A correlation between p53 protein expression and clinical effect could not be clarified in this small series. The p53 expression level was determined by immunohistochemical staining of tissue samples from the primary tumour, which might not reflect the expression level in metastatic lesions. Furthermore, it was recently demonstrated that p53-restricted CTL-mediated killing is not necessarily dependent on a high p53 protein level in the tumour cells [33].

Tumour cells might lose antigens and therefore display a reduced susceptibility to vaccine-induced immunity in the course of the vaccinations. Multiepitope vaccine strategies as well as ways to stabilize antigen expression of tumours in vivo should be considered to prevent tumour escape of antigen-loss variants. In addition, tumour-associated factors such as the absence of costimulatory molecules, secretion of immunosuppressive cytokines, and interference with T-cell-receptor signal transduction may limit the effectiveness of vaccine-induced immune responses.
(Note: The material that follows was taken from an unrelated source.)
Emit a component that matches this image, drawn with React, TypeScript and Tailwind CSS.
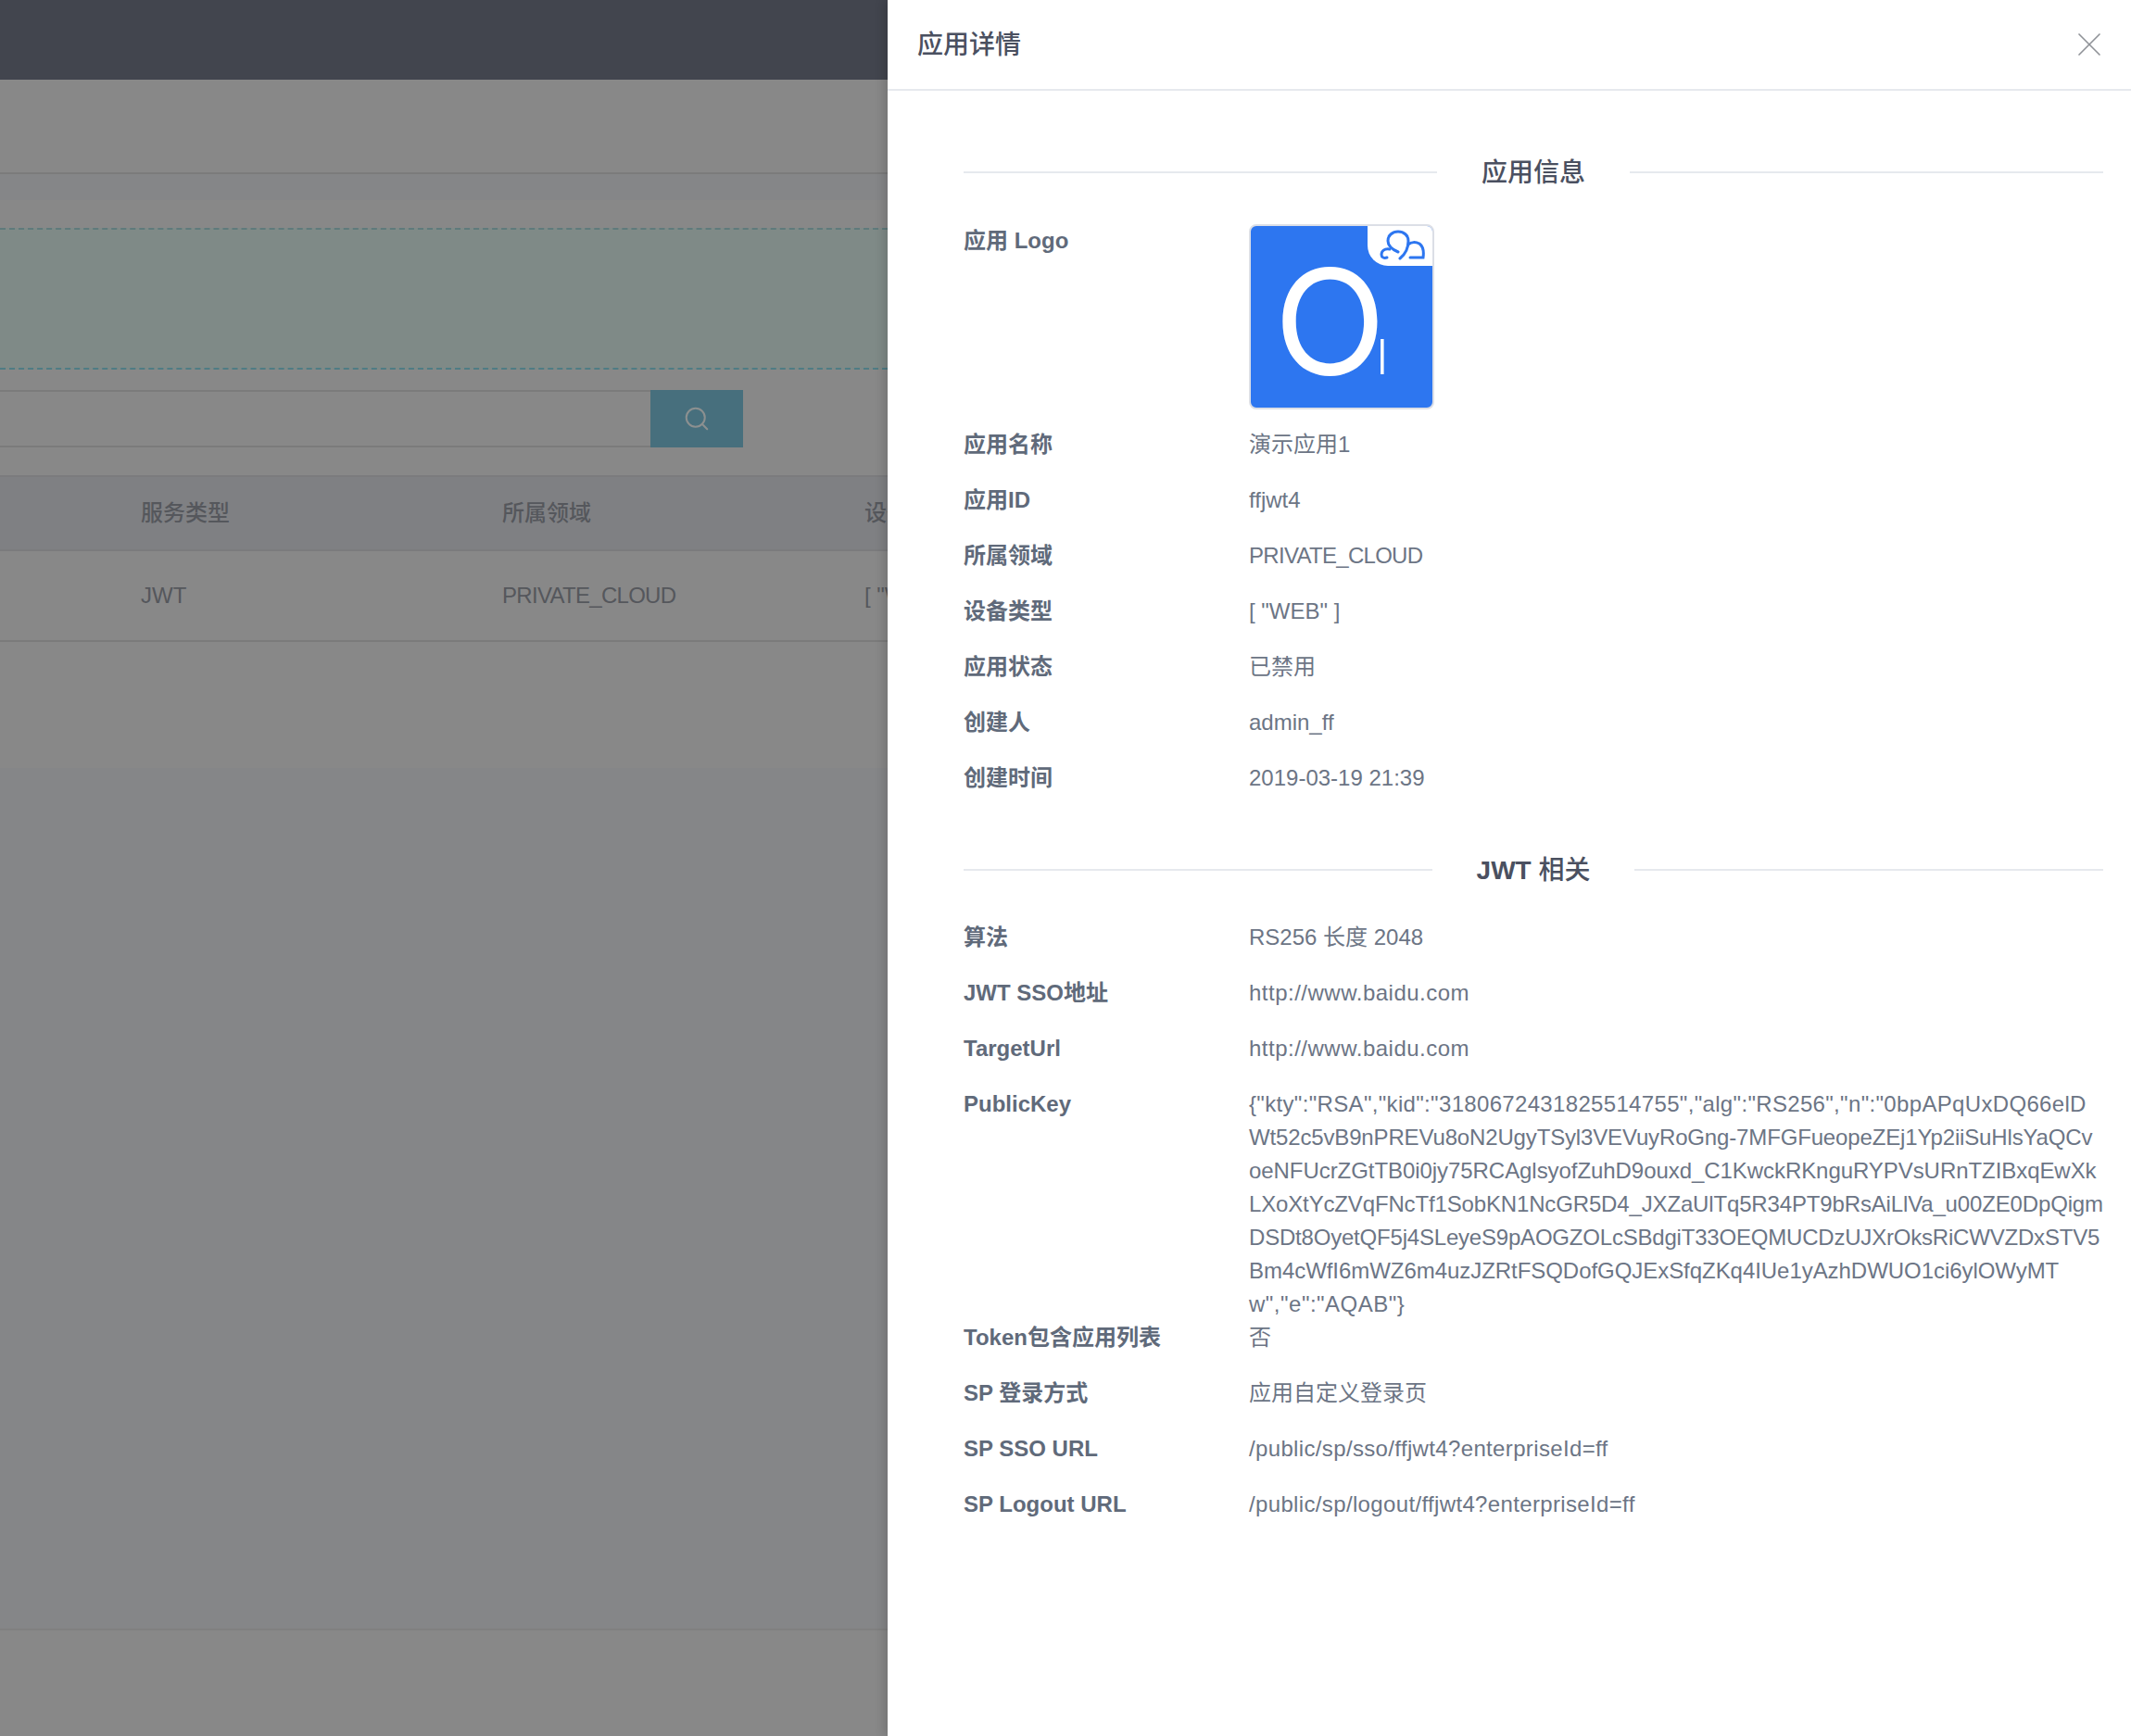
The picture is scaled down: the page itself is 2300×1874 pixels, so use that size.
import type { ReactNode } from "react";
import { Search, X } from "lucide-react";

const font = "font-['Liberation_Sans','Noto_Sans_CJK_SC',sans-serif]";

const infoRows = [
  { label: "应用名称", value: "演示应用1" },
  { label: "应用ID", value: "ffjwt4" },
  { label: "所属领域", value: "PRIVATE_CLOUD", tracking: "tracking-[-0.7px]" },
  { label: "设备类型", value: '[ "WEB" ]' },
  { label: "应用状态", value: "已禁用" },
  { label: "创建人", value: "admin_ff" },
  { label: "创建时间", value: "2019-03-19 21:39" },
];

const jwtTop = [
  { label: "算法", value: "RS256 长度 2048" },
  { label: "JWT SSO地址", value: "http://www.baidu.com", tracking: "tracking-[0.5px]" },
  { label: "TargetUrl", value: "http://www.baidu.com", tracking: "tracking-[0.5px]" },
];

const publicKey = [
  { text: '{"kty":"RSA","kid":"3180672431825514755","alg":"RS256","n":"0bpAPqUxDQ66elD', tracking: "tracking-[0.33px]" },
  { text: "Wt52c5vB9nPREVu8oN2UgyTSyl3VEVuyRoGng-7MFGFueopeZEj1Yp2iiSuHlsYaQCv", tracking: "tracking-[-0.15px]" },
  { text: "oeNFUcrZGtTB0i0jy75RCAglsyofZuhD9ouxd_C1KwckRKnguRYPVsURnTZIBxqEwXk", tracking: "tracking-[-0.06px]" },
  { text: "LXoXtYcZVqFNcTf1SobKN1NcGR5D4_JXZaUlTq5R34PT9bRsAiLlVa_u00ZE0DpQigm", tracking: "tracking-[-0.15px]" },
  { text: "DSDt8OyetQF5j4SLeyeS9pAOGZOLcSBdgiT33OEQMUCDzUJXrOksRiCWVZDxSTV5", tracking: "tracking-[-0.2px]" },
  { text: "Bm4cWfI6mWZ6m4uzJZRtFSQDofGQJExSfqZKq4IUe1yAzhDWUO1ci6ylOWyMT", tracking: "tracking-[-0.05px]" },
  { text: 'w","e":"AQAB"}', tracking: "tracking-[0.5px]" },
];

const jwtBottom = [
  { label: "Token包含应用列表", value: "否" },
  { label: "SP 登录方式", value: "应用自定义登录页" },
  { label: "SP SSO URL", value: "/public/sp/sso/ffjwt4?enterpriseId=ff", tracking: "tracking-[0.35px]" },
  { label: "SP Logout URL", value: "/public/sp/logout/ffjwt4?enterpriseId=ff", tracking: "tracking-[0.35px]" },
];

function Row({ label, value, tracking = "" }: { label: string; value: string; tracking?: string }) {
  return (
    <div className="flex h-[60px] leading-[36px]">
      <div className="w-[308px] shrink-0 font-bold text-[#606a7a]">{label}</div>
      <div className={`text-[#6c7585] ${tracking}`}>{value}</div>
    </div>
  );
}

function SectionTitle({ children }: { children: ReactNode }) {
  return (
    <div className="flex h-[40px] items-center gap-[48px]">
      <div className="h-[2px] flex-1 bg-[#e6e9ee]" />
      <div className="pt-[1px] text-[28px] font-medium text-[#4a5060]">{children}</div>
      <div className="h-[2px] flex-1 bg-[#e6e9ee]" />
    </div>
  );
}

function AppLogo() {
  return (
    <div className="relative h-[200px] w-[200px] rounded-[8px] border-2 border-[#dcdfe6] bg-[#2d76f0] font-['Inter',sans-serif] text-white">
      <div className="flex items-baseline pt-[24px] pl-[25px] leading-none">
        <span className="text-[158px] font-normal tracking-[-10px]">O</span>
        <span className="text-[52px] font-light">l</span>
      </div>
      <div className="absolute top-0 right-0 h-[43px] w-[70px] rounded-tr-[6px] rounded-bl-[22px] bg-white">
        <svg viewBox="0 0 70 43" className="h-full w-full" fill="none" stroke="#2d76f0" strokeWidth="3" strokeLinecap="round">
          <path d="M33 28C26 25 22 21 22 16C22 10 27 6 33 6C39 6 44 10 44 16C44 24 40 31 35 35" />
          <path d="M24 25C18 24 15 27 15 31C15 34 18 35 21 34" />
          <path d="M44 20C47 17 52 17 56 19C60 22 61 27 60 34H46" />
        </svg>
      </div>
    </div>
  );
}

export default function App() {
  return (
    <div className={`flex h-[1874px] w-[2300px] overflow-hidden text-[24px] ${font}`}>
      <div className="flex w-[958px] shrink-0 flex-col bg-[#888888] text-[#55575c]">
        <div className="h-[86px] bg-[#42454e]" />
        <div className="h-[102px] border-b-2 border-[#7b7b7b]" />
        <div className="h-[28px] bg-[#858688]" />
        <div className="h-[30px]" />
        <div className="h-[153px] border-t-2 border-b-2 border-dashed border-t-[#5f7a7c] border-b-[#4f7c84] bg-[#7f8a87]" />
        <div className="mt-[22px] flex h-[62px] w-[802px]">
          <div className="flex-1 border-y-2 border-[#7b7b7b]" />
          <div className="flex w-[100px] items-center justify-center bg-[#476f7d] text-[#8c9090]">
            <Search size={30} strokeWidth={1.6} />
          </div>
        </div>
        <div className="mt-[30px] flex h-[82px] items-center overflow-hidden border-y-2 border-[#7b7b7d] bg-[#7f8083] whitespace-nowrap">
          <div className="ml-[152px] w-[390px] shrink-0 font-medium">服务类型</div>
          <div className="w-[391px] shrink-0 font-medium">所属领域</div>
          <div className="shrink-0 font-medium">设备类型</div>
        </div>
        <div className="flex h-[98px] items-center overflow-hidden border-b-2 border-[#7b7b7b] whitespace-nowrap">
          <div className="ml-[152px] w-[390px] shrink-0">JWT</div>
          <div className="w-[391px] shrink-0 tracking-[-0.7px]">PRIVATE_CLOUD</div>
          <div className="shrink-0">[ "WEB" ]</div>
        </div>
        <div className="h-[136px]" />
        <div className="h-[931px] border-b-2 border-[#808080] bg-[#858688]" />
      </div>

      <div className="z-10 flex w-[1342px] shrink-0 flex-col bg-white shadow-[-4px_0_10px_rgba(0,0,0,0.15)]">
        <div className="flex h-[98px] items-center justify-between border-b-2 border-[#e6e9ee] pr-[23px] pl-[32px]">
          <div className="pt-[2px] text-[28px] font-medium text-[#4a5060]">应用详情</div>
          <X size={44} strokeWidth={0.9} className="text-[#8f9297]" />
        </div>

        <div className="flex flex-col pt-[68px] pr-[30px] pl-[82px]">
          <SectionTitle>应用信息</SectionTitle>
          <div className="mt-[36px] flex h-[220px] leading-[36px]">
            <div className="w-[308px] shrink-0 font-bold text-[#606a7a]">应用 Logo</div>
            <AppLogo />
          </div>
          {infoRows.map((row) => (
            <Row key={row.label} label={row.label} value={row.value} tracking={row.tracking} />
          ))}

          <div className="mt-[37px]">
            <SectionTitle>
              <span className="font-bold">JWT</span> 相关
            </SectionTitle>
          </div>
          <div className="mt-[35px]">
            {jwtTop.map((row) => (
              <Row key={row.label} label={row.label} value={row.value} tracking={row.tracking} />
            ))}
            <div className="flex leading-[36px]">
              <div className="w-[308px] shrink-0 font-bold text-[#606a7a]">PublicKey</div>
              <div className="text-[#6c7585] whitespace-nowrap">
                {publicKey.map((line) => (
                  <div key={line.text} className={line.tracking}>
                    {line.text}
                  </div>
                ))}
              </div>
            </div>
            {jwtBottom.map((row) => (
              <Row key={row.label} label={row.label} value={row.value} tracking={row.tracking} />
            ))}
          </div>
        </div>
      </div>
    </div>
  );
}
The prospective analysis of these factors in future clinical vaccine trials will help to determine their role as prognostic factors for immunotherapy of cancer [25].

Patients included in the trial had metastatic breast cancer often with a high tumour burden and were all heavily pretreated; as a consequence, significant tumour responses may not be obtainable despite activation of the immune system. However, the clinical results obtained here encourage further clinical studies at an earlier stage of the disease.